== SET TASK ==
Sort through the data and copy the lines holding the word "this".

== EXCERPTED RECORDS ==
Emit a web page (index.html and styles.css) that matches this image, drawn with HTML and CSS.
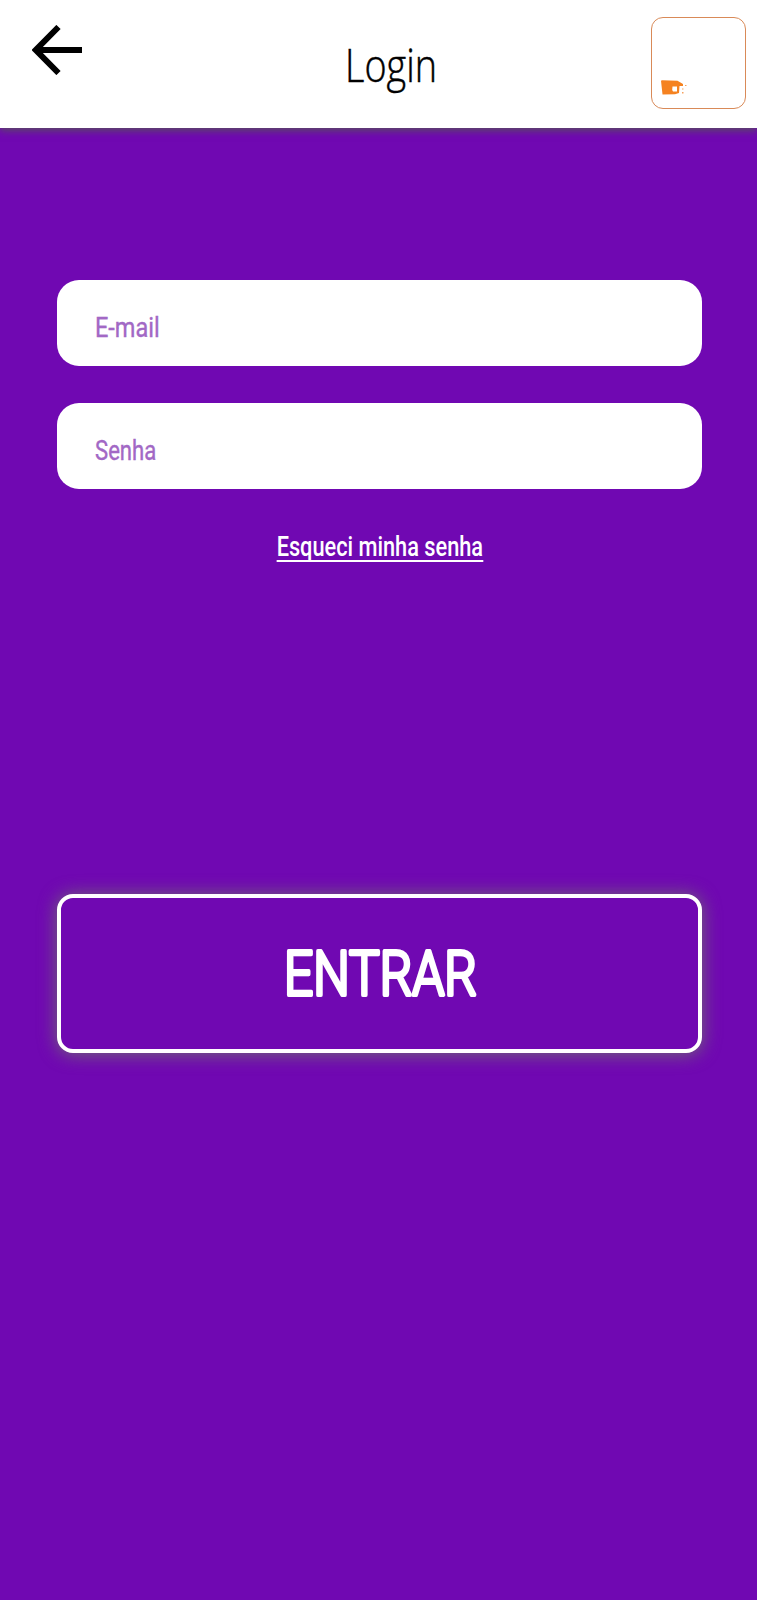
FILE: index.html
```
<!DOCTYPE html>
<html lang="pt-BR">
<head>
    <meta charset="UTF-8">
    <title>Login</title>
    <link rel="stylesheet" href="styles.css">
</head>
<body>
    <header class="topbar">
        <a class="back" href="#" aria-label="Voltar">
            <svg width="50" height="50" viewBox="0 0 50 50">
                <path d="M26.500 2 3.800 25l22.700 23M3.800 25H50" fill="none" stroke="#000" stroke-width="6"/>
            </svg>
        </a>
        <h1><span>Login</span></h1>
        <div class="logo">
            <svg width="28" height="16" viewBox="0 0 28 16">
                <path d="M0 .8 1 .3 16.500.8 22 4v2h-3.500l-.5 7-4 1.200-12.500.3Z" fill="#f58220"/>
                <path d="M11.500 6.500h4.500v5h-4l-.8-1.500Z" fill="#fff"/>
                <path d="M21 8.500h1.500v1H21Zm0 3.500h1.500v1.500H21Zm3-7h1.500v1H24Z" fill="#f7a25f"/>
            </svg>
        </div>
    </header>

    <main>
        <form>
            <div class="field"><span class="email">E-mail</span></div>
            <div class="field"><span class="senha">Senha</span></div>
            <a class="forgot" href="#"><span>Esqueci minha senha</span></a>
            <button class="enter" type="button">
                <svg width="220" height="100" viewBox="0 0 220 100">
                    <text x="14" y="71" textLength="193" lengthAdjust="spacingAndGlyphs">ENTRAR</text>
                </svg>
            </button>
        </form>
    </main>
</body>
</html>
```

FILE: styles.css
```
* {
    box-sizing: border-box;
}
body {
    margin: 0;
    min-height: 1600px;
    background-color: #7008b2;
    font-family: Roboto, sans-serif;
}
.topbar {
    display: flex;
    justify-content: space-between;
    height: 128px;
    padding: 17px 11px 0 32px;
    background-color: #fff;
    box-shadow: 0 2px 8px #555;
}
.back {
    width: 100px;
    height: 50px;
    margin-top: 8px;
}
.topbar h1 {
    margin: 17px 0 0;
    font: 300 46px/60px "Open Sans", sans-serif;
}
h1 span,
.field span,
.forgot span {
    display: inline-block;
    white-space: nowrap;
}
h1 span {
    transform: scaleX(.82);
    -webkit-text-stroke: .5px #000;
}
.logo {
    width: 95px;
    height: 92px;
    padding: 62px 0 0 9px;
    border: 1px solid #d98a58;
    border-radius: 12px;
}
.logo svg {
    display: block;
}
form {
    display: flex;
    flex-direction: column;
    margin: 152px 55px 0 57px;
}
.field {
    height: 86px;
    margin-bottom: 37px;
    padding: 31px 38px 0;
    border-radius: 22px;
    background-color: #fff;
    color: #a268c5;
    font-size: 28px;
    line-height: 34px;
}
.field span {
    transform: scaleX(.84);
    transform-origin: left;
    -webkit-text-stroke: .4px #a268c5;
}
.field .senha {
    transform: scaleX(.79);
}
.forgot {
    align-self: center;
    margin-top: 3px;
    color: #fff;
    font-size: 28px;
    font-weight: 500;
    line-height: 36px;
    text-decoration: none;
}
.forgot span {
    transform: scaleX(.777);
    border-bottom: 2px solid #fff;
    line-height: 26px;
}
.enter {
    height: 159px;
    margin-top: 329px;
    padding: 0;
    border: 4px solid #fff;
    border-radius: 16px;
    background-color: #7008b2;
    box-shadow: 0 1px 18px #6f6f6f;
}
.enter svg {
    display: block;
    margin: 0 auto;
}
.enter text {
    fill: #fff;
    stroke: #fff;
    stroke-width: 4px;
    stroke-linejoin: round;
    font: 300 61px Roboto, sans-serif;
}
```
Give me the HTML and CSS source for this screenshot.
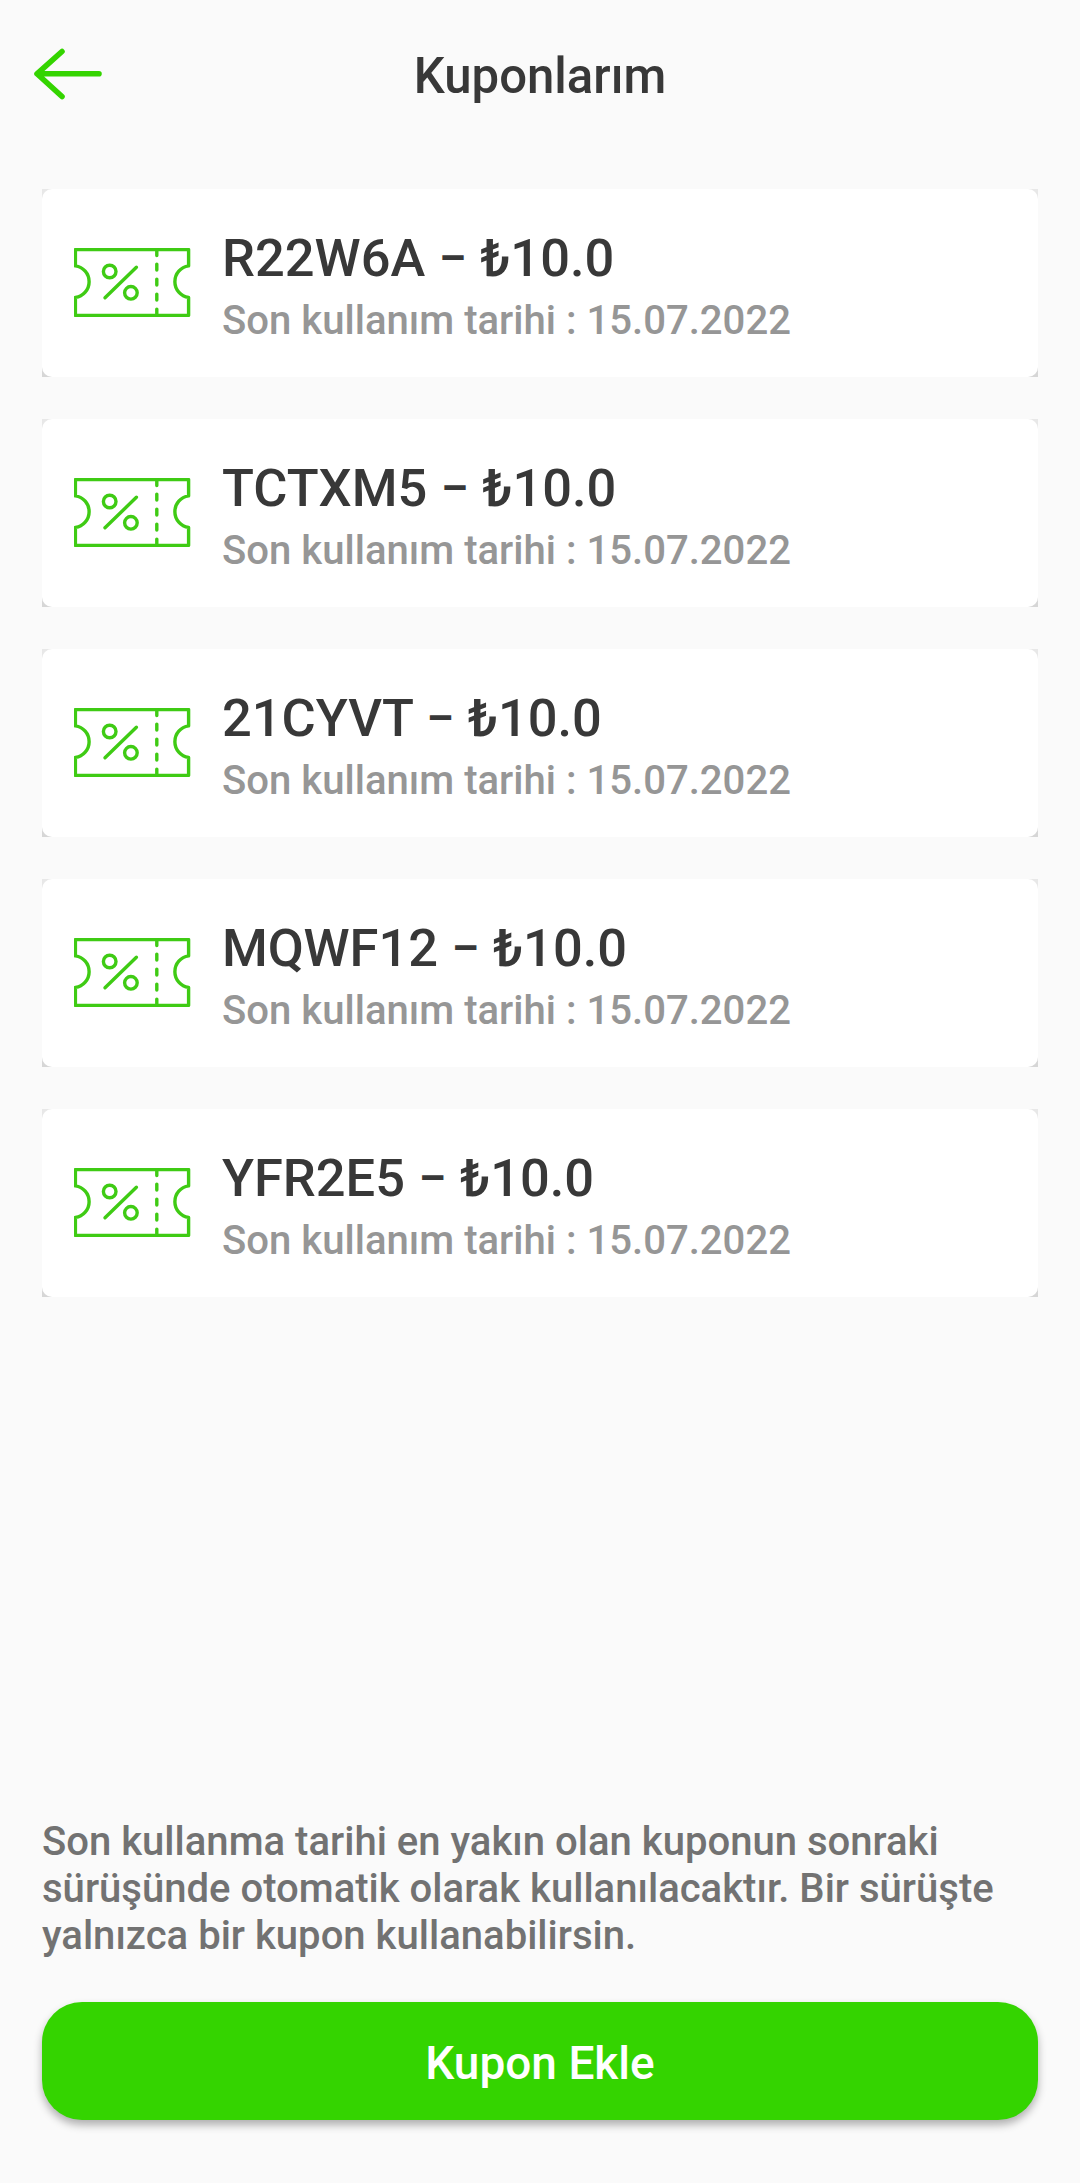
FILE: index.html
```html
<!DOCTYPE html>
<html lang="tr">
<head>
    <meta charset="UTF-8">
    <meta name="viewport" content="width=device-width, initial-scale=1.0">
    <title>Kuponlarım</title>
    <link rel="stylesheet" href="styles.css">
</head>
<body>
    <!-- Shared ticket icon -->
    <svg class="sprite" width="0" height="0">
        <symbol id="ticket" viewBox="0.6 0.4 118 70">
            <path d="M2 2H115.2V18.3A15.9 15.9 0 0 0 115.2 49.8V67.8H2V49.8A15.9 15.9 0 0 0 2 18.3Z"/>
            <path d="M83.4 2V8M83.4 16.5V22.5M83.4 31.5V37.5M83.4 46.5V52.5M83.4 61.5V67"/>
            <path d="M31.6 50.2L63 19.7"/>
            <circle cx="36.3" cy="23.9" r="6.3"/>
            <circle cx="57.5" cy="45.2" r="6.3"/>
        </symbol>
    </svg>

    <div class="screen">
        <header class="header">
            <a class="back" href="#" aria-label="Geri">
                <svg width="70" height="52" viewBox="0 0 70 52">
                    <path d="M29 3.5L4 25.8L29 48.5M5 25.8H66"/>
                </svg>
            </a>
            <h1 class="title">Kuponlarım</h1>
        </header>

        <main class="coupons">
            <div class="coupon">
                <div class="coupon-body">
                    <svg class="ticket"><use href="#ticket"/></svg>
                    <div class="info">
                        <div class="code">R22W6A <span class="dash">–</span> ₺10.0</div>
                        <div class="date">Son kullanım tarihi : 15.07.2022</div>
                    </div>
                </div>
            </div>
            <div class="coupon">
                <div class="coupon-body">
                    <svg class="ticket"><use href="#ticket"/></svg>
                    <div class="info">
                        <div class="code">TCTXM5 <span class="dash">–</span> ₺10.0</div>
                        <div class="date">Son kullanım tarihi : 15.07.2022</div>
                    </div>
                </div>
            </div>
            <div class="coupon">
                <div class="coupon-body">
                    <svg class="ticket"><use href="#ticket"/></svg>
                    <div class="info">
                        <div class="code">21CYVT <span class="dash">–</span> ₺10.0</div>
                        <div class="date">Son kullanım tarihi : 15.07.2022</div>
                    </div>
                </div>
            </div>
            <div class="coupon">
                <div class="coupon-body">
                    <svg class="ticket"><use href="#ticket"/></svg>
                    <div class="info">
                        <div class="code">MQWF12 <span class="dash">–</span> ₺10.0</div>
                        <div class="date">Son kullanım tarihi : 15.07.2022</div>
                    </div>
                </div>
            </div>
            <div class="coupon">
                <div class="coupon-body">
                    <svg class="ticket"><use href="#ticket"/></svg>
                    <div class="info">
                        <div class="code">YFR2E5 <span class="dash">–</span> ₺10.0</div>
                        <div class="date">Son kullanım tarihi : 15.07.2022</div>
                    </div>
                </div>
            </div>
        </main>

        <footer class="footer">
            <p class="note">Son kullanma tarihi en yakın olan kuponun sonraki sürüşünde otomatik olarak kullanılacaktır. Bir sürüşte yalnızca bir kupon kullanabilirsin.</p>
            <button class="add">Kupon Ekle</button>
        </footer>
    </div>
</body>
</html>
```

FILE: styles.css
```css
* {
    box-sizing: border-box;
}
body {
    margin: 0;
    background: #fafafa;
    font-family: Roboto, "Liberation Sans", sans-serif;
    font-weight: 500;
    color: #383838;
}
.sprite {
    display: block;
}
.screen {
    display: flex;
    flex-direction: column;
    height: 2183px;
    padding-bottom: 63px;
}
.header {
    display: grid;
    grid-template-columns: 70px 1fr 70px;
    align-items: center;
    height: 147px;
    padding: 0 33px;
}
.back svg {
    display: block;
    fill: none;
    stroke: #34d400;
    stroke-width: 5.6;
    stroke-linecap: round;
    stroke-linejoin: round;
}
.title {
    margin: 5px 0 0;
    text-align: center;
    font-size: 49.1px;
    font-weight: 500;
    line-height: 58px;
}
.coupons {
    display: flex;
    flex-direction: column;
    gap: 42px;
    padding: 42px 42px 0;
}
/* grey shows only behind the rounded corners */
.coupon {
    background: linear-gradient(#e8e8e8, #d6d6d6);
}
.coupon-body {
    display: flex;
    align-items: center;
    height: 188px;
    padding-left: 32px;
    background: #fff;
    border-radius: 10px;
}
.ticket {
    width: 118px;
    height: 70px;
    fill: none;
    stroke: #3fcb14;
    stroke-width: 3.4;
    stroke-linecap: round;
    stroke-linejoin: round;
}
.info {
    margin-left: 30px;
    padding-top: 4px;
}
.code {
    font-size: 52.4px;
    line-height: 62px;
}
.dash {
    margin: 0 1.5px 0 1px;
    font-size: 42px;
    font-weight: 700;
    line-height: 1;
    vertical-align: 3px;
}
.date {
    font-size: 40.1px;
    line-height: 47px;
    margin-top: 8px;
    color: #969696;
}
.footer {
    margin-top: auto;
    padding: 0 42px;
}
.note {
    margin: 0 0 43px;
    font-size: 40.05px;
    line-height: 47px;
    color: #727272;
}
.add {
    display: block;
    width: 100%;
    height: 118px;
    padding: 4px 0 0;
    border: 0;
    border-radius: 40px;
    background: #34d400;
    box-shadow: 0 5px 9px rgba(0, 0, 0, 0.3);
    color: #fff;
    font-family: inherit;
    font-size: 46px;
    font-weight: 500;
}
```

== COMPLETE RESPONSE ==
Emit a web page (index.html and styles.css) that matches this image, drawn with HTML and CSS.
Give me the HTML and CSS source for this screenshot.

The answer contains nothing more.